Thursday, March 26, 2009

"Open Up, It's the Law!"


The giant hedge fund Long-Term Capital Management came to a disastrous end, like most of its peers. It, however, was run by Economics Nobel Laureates (named Merton and Scholes)! Former Texas Senator Phil Gramm has a doctorate in economics, and we have his expertise to thank for the gutting of financial services regulation which had kept us on course since the epochal 1933 banking act. Implementation of conservative fixed ideas such as Gramm's does not seem to be in accordance with any kind of reality, but his ilk passionately believe in things that just aren't so.
Since these geniuses don't seem to have a clue, allow your humble author to offer what experience seems to indicate are the Basic Laws of the Universe (I can't be more wrong than they are):
1. We learned the First Law of Thermodynamics in school: matter and energy cannot be created or destroyed. Although we try heartily to destroy most everything, this may be beyond us. "Everything dies and that's a fact, but everything that dies one day comes back."
Bruce Springsteen and Isaac Newton, pretty reliable guides. You don't know where it all came from or where it's going; all you know is that it will transform.
2. The Second Law of Thermodynamics is just the bomb; it explains everything: an isolated system not in equilibrium will increase in entropy; all natural processes are irreversible; there is no 100% efficiency, the trend is from order to disorder; usable free energy tends to disperse or become lost in the form of bound energy.
Bringing economics back into the picture, you thus cannot make more and more of something from nothing, unlimited input and endless growth are not possible, resource overuse will hasten entropy while we ignore that equilibrium means survival of the system.
Economist Nicholas Georgescu-Roegen wrote on how entropy relates to economics in a 1971 book: "The entropic nature of the economic process, which degrades natural resources and pollutes the environment, constitutes the present danger...economic advance accelerates the process." If you eat all the cookies today, there won't be any tomorrow. Which leads us to the third Law of the Universe:
3. Magical thinking aside, Law Three states: Wherever You're Headed, That's Where You'll Be. Someone once said that if you do the hard things first, the rest gets easier. Look back at your own life and you may be shocked to find that taking the easy way, avoiding the hard challenges, doesn't pay, it costs. Yikes.
4. Most People Are About as Happy as They Decide To Be.
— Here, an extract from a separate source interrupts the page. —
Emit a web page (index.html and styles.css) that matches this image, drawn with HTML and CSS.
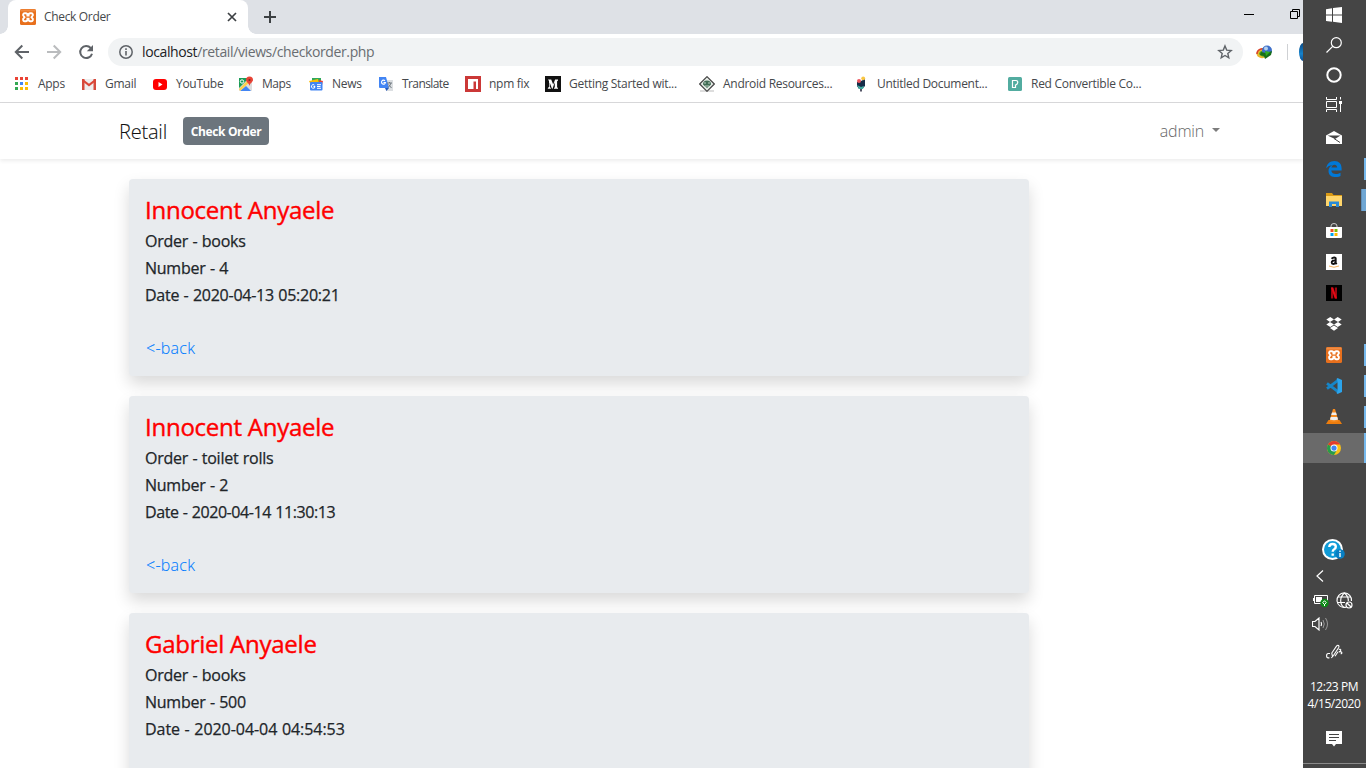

Old Abe Lincoln said that, and it's all you need to know about mental health. Maybe he was the first existentialist.
5. The Law of Unintended Consequences. This one will get you, and all of us, every time. Here is an offbeat example:
Fetching water from the village pump in water jars is one of the few occasions a girl has to be seen out in public in Muslim traditional society. An aid group providing running water to every house would derail the marriage process within that society.
This can also be stated as the Law of Perverse Outcomes. Almost makes you afraid to make a move; the consequences of actions sometimes can't be imagined.
6. The Unforgiving Law of Balance. I could write a book about this, if I wanted to do the hard thing. Maybe someday. Coming across the yin-yang symbol early on, I thought about it in the typical dualistic manner: light or good chases darkness or evil, you can choose to do the right thing (as often as your equivocal human nature cooperates). Lately, though, I have come to a more onimous understanding: the universe is all about balance, not about your good intentions; it is not a moral lesson. Equilibrium in the Second Law, again. What our moral sense is, where it originates and for what purpose, is the great mystery (not that there is any lack of imaginative stories to explain it). We know it is not a necessary human component: there are and have been many sociopaths, just as successful or not as the rest of us. Populations of hares and wolves in Alaska rise and fall, maintaining balance; natural systems such as maturing forests develop equilibrium; the water cycle moves around and through the planet, never losing or gaining, always seeking its balanced level. These processes are not conscious or morally good; they just work very well.
Now here is the unforgiving part I've been thinking about: we are over 6 billion people, heading for 7 billion. The pre-industrial world, at 1 billion people, would never have run out of resources. We're way out of balance, which will be achieved whether we like it or not.
7. Everything in the Universe is On Its Way to Someplace Else. Down to the tiniest subatomic level or up to the inconceivably huge universe, nothing stands still. Time or events may not even exist; maybe everything is just spinning like a gyroscope in a whirling circle without beginning or end. Within you, and without you.